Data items
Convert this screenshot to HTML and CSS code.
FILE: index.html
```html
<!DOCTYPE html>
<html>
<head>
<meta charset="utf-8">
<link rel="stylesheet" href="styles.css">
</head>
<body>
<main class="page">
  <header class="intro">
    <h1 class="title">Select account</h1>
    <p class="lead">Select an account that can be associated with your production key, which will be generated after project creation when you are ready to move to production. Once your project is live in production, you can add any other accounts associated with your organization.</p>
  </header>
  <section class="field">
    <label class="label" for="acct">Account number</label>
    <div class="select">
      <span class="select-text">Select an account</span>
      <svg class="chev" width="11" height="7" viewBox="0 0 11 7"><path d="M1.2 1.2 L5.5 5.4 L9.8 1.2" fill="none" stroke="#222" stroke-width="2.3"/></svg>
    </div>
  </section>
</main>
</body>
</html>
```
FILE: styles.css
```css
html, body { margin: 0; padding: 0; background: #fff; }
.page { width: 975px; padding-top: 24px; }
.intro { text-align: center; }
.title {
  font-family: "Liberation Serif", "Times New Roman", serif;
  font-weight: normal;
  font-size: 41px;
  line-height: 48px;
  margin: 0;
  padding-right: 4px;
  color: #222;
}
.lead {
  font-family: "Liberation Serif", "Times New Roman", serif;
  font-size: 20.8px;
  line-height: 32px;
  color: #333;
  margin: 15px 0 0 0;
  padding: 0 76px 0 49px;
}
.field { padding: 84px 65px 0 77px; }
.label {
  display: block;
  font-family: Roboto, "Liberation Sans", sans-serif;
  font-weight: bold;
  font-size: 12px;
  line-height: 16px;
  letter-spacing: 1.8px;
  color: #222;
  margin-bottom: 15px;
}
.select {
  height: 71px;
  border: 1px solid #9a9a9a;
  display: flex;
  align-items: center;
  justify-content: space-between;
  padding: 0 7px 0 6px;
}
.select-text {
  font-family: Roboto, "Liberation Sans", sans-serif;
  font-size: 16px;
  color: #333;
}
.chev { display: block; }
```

* * *

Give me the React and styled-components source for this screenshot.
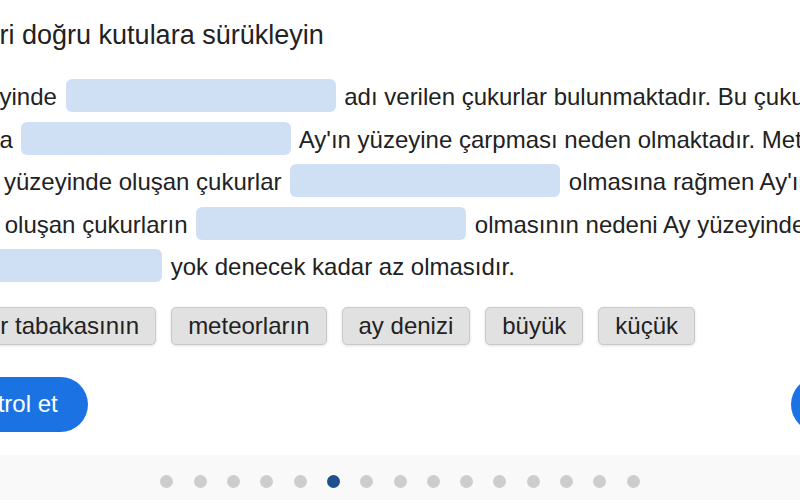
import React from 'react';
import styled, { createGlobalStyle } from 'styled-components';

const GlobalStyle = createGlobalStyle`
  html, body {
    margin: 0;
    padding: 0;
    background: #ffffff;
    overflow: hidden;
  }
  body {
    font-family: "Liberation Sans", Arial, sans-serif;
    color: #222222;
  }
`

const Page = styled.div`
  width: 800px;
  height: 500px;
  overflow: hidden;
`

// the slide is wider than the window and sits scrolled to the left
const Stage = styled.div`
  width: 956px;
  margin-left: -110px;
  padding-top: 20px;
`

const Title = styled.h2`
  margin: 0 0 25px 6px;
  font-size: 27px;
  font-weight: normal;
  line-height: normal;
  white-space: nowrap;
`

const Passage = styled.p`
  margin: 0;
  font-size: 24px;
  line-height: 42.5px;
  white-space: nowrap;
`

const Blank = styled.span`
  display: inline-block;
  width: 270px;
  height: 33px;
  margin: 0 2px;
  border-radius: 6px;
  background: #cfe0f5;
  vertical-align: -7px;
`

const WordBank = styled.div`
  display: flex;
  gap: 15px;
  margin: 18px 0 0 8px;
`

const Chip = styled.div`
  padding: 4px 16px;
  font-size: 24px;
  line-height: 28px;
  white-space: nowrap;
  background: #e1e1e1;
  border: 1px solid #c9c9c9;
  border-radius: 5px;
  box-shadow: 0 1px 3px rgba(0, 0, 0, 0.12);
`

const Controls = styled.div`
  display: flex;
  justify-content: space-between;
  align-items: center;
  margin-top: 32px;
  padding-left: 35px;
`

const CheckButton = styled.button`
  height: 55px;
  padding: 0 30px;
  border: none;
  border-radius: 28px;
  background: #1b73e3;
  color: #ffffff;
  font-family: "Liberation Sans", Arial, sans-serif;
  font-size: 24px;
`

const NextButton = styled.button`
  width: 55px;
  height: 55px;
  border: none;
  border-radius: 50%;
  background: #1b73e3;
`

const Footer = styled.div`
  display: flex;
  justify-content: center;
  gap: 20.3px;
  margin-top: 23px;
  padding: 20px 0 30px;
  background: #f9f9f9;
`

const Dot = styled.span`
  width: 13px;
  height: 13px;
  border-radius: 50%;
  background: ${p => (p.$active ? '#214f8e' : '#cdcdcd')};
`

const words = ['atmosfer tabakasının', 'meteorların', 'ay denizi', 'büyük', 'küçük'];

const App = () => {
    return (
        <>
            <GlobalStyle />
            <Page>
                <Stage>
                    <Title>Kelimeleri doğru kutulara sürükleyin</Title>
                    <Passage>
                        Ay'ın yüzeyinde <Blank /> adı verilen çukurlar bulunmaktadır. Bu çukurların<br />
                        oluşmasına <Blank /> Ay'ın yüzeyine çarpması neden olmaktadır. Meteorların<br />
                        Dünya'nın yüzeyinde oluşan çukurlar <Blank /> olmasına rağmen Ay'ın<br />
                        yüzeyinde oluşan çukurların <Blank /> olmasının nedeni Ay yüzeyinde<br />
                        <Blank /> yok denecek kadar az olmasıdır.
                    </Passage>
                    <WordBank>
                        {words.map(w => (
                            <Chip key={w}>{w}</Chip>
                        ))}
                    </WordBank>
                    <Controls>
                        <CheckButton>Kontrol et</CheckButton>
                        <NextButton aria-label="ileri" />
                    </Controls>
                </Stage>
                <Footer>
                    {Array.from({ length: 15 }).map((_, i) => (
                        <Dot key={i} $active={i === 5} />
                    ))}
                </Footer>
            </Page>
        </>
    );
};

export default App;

GIVEN EXERCISE
From the listing above, return each line with the word "this".

COMPLETE RESPONSE
Convert this screenshot to HTML and CSS code.
Give me the React and styled-components source for this screenshot.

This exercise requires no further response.